Exact reproduction of the data is required, with images excluded.

BEGIN Recorded data

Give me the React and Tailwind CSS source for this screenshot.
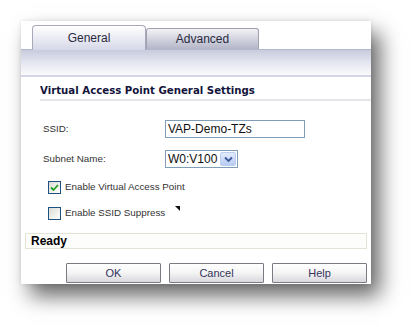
export default function App() {
  const font = { fontFamily: 'Tahoma, "Liberation Sans", Arial, sans-serif' }

  return (
    <div className="w-[413px] h-[327px] bg-white pl-[21px] pt-[21px]" style={font}>
      <div className="w-[350px] h-[263px] bg-white flex flex-col shadow-[9px_12px_20px_rgba(0,0,0,0.6),0_0_4px_rgba(0,0,0,0.1)]">
        {/* Tabs */}
        <div className="h-[28px] flex items-end pl-[11px] relative z-10">
          <div className="w-[114px] h-[25px] -mb-[1px] rounded-t-[4px] border border-b-0 border-[#a8a8b8] bg-gradient-to-b from-white to-[#d6d8e8] flex items-center justify-center text-[12px] text-[#2a2a40] pb-[1px]">
            General
          </div>
          <div className="w-[113px] h-[21px] rounded-t-[3px] border border-b-0 border-[#a0a0b0] bg-gradient-to-b from-[#f2f2f6] to-[#b4b6c8] flex items-center justify-center text-[12px] text-[#2a2a40]">
            Advanced
          </div>
        </div>

        {/* Band */}
        <div className="h-[28px] border-t border-[#b4b8cc] border-b-2 border-b-[#d4d6e6] bg-gradient-to-b from-[#c8cbdd] via-[#e4e6f0] to-[#fbfbfd]" />

        {/* Heading */}
        <div className="pl-[19px] pt-[7px]">
          <div className="text-[10.2px] font-bold text-[#14143c] leading-[13px] pb-[2px] border-b-2 border-[#e6e6ea]" style={{ fontFamily: '"DejaVu Sans", Verdana, sans-serif' }}>
            Virtual Access Point General Settings
          </div>
        </div>

        {/* SSID */}
        <div className="flex items-center mt-[19px] h-[18px]">
          <div className="w-[144px] pl-[22px] text-[9.8px] text-[#333]">SSID:</div>
          <div className="w-[140px] h-[18px] border border-[#7f9db9] flex items-center pl-[2px] text-[12px] text-[#111]" style={{ fontFamily: '"Liberation Sans", Arial, sans-serif' }}>
            VAP-Demo-TZs
          </div>
        </div>

        {/* Subnet */}
        <div className="flex items-center mt-[12px] h-[18px]">
          <div className="w-[144px] pl-[22px] text-[9.8px] text-[#333]">Subnet Name:</div>
          <div className="w-[73px] h-[18px] border border-[#7f9db9] flex items-center justify-between pl-[2px] pr-[1px] text-[12px] text-[#111]" style={{ fontFamily: '"Liberation Sans", Arial, sans-serif' }}>
            <span>W0:V100</span>
            <span className="w-[16px] h-[14px] rounded-[2px] border border-[#b8cdf0] bg-gradient-to-b from-[#e4ecfc] to-[#b8ccf4] flex items-center justify-center">
              <svg width="9" height="7" viewBox="0 0 9 7">
                <path d="M1 1.5 L4.5 5 L8 1.5" fill="none" stroke="#3a5a9a" strokeWidth="1.8" />
              </svg>
            </span>
          </div>
        </div>

        {/* Checkboxes */}
        <div className="flex items-center mt-[13px] pl-[27px] h-[13px]">
          <span className="w-[13px] h-[13px] border border-[#1c5180] bg-gradient-to-br from-[#dcdcd6] to-white flex items-center justify-center">
            <svg width="9" height="8" viewBox="0 0 9 8">
              <path d="M1 3.5 L3.5 6 L8 1" fill="none" stroke="#21a121" strokeWidth="1.8" />
            </svg>
          </span>
          <span className="ml-[4px] text-[9.8px] text-[#333]">Enable Virtual Access Point</span>
        </div>
        <div className="flex items-center mt-[13px] pl-[27px] h-[13px]">
          <span className="w-[13px] h-[13px] border border-[#1c5180] bg-gradient-to-br from-[#dcdcd6] to-white" />
          <span className="ml-[4px] text-[9.8px] text-[#333]">Enable SSID Suppress</span>
          <svg width="5" height="5" viewBox="0 0 5 5" className="ml-[10px] -mt-[10px]">
            <polygon points="0,0 5,0 5,5" fill="#111" />
          </svg>
        </div>

        {/* Status */}
        <div className="mx-[4px] mt-[13px] h-[16px] border border-[#e4e4d6] bg-[#fdfdfb] flex items-center pl-[5px]">
          <span className="text-[12px] font-bold text-black leading-none" style={{ fontFamily: '"Liberation Sans", Arial, sans-serif' }}>Ready</span>
        </div>

        {/* Buttons */}
        <div className="flex justify-end gap-[8px] pr-[4px] mt-[14px]">
          {['OK', 'Cancel', 'Help'].map((label) => (
            <div
              key={label}
              className="w-[95px] h-[20px] border border-[#7a7a82] rounded-[1px] bg-gradient-to-b from-white via-[#f4f4f4] to-[#d8d8de] flex items-center justify-center text-[11px] text-[#33335a]"
            >
              {label}
            </div>
          ))}
        </div>
      </div>
    </div>
  )
}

END Recorded data

Solution for this task:
Give me the React and Tailwind CSS source for this screenshot.
export default function App() {
  const font = { fontFamily: 'Tahoma, "Liberation Sans", Arial, sans-serif' }

  return (
    <div className="w-[413px] h-[327px] bg-white pl-[21px] pt-[21px]" style={font}>
      <div className="w-[350px] h-[263px] bg-white flex flex-col shadow-[9px_12px_20px_rgba(0,0,0,0.6),0_0_4px_rgba(0,0,0,0.1)]">
        {/* Tabs */}
        <div className="h-[28px] flex items-end pl-[11px] relative z-10">
          <div className="w-[114px] h-[25px] -mb-[1px] rounded-t-[4px] border border-b-0 border-[#a8a8b8] bg-gradient-to-b from-white to-[#d6d8e8] flex items-center justify-center text-[12px] text-[#2a2a40] pb-[1px]">
            General
          </div>
          <div className="w-[113px] h-[21px] rounded-t-[3px] border border-b-0 border-[#a0a0b0] bg-gradient-to-b from-[#f2f2f6] to-[#b4b6c8] flex items-center justify-center text-[12px] text-[#2a2a40]">
            Advanced
          </div>
        </div>

        {/* Band */}
        <div className="h-[28px] border-t border-[#b4b8cc] border-b-2 border-b-[#d4d6e6] bg-gradient-to-b from-[#c8cbdd] via-[#e4e6f0] to-[#fbfbfd]" />

        {/* Heading */}
        <div className="pl-[19px] pt-[7px]">
          <div className="text-[10.2px] font-bold text-[#14143c] leading-[13px] pb-[2px] border-b-2 border-[#e6e6ea]" style={{ fontFamily: '"DejaVu Sans", Verdana, sans-serif' }}>
            Virtual Access Point General Settings
          </div>
        </div>

        {/* SSID */}
        <div className="flex items-center mt-[19px] h-[18px]">
          <div className="w-[144px] pl-[22px] text-[9.8px] text-[#333]">SSID:</div>
          <div className="w-[140px] h-[18px] border border-[#7f9db9] flex items-center pl-[2px] text-[12px] text-[#111]" style={{ fontFamily: '"Liberation Sans", Arial, sans-serif' }}>
            VAP-Demo-TZs
          </div>
        </div>

        {/* Subnet */}
        <div className="flex items-center mt-[12px] h-[18px]">
          <div className="w-[144px] pl-[22px] text-[9.8px] text-[#333]">Subnet Name:</div>
          <div className="w-[73px] h-[18px] border border-[#7f9db9] flex items-center justify-between pl-[2px] pr-[1px] text-[12px] text-[#111]" style={{ fontFamily: '"Liberation Sans", Arial, sans-serif' }}>
            <span>W0:V100</span>
            <span className="w-[16px] h-[14px] rounded-[2px] border border-[#b8cdf0] bg-gradient-to-b from-[#e4ecfc] to-[#b8ccf4] flex items-center justify-center">
              <svg width="9" height="7" viewBox="0 0 9 7">
                <path d="M1 1.5 L4.5 5 L8 1.5" fill="none" stroke="#3a5a9a" strokeWidth="1.8" />
              </svg>
            </span>
          </div>
        </div>

        {/* Checkboxes */}
        <div className="flex items-center mt-[13px] pl-[27px] h-[13px]">
          <span className="w-[13px] h-[13px] border border-[#1c5180] bg-gradient-to-br from-[#dcdcd6] to-white flex items-center justify-center">
            <svg width="9" height="8" viewBox="0 0 9 8">
              <path d="M1 3.5 L3.5 6 L8 1" fill="none" stroke="#21a121" strokeWidth="1.8" />
            </svg>
          </span>
          <span className="ml-[4px] text-[9.8px] text-[#333]">Enable Virtual Access Point</span>
        </div>
        <div className="flex items-center mt-[13px] pl-[27px] h-[13px]">
          <span className="w-[13px] h-[13px] border border-[#1c5180] bg-gradient-to-br from-[#dcdcd6] to-white" />
          <span className="ml-[4px] text-[9.8px] text-[#333]">Enable SSID Suppress</span>
          <svg width="5" height="5" viewBox="0 0 5 5" className="ml-[10px] -mt-[10px]">
            <polygon points="0,0 5,0 5,5" fill="#111" />
          </svg>
        </div>

        {/* Status */}
        <div className="mx-[4px] mt-[13px] h-[16px] border border-[#e4e4d6] bg-[#fdfdfb] flex items-center pl-[5px]">
          <span className="text-[12px] font-bold text-black leading-none" style={{ fontFamily: '"Liberation Sans", Arial, sans-serif' }}>Ready</span>
        </div>

        {/* Buttons */}
        <div className="flex justify-end gap-[8px] pr-[4px] mt-[14px]">
          {['OK', 'Cancel', 'Help'].map((label) => (
            <div
              key={label}
              className="w-[95px] h-[20px] border border-[#7a7a82] rounded-[1px] bg-gradient-to-b from-white via-[#f4f4f4] to-[#d8d8de] flex items-center justify-center text-[11px] text-[#33335a]"
            >
              {label}
            </div>
          ))}
        </div>
      </div>
    </div>
  )
}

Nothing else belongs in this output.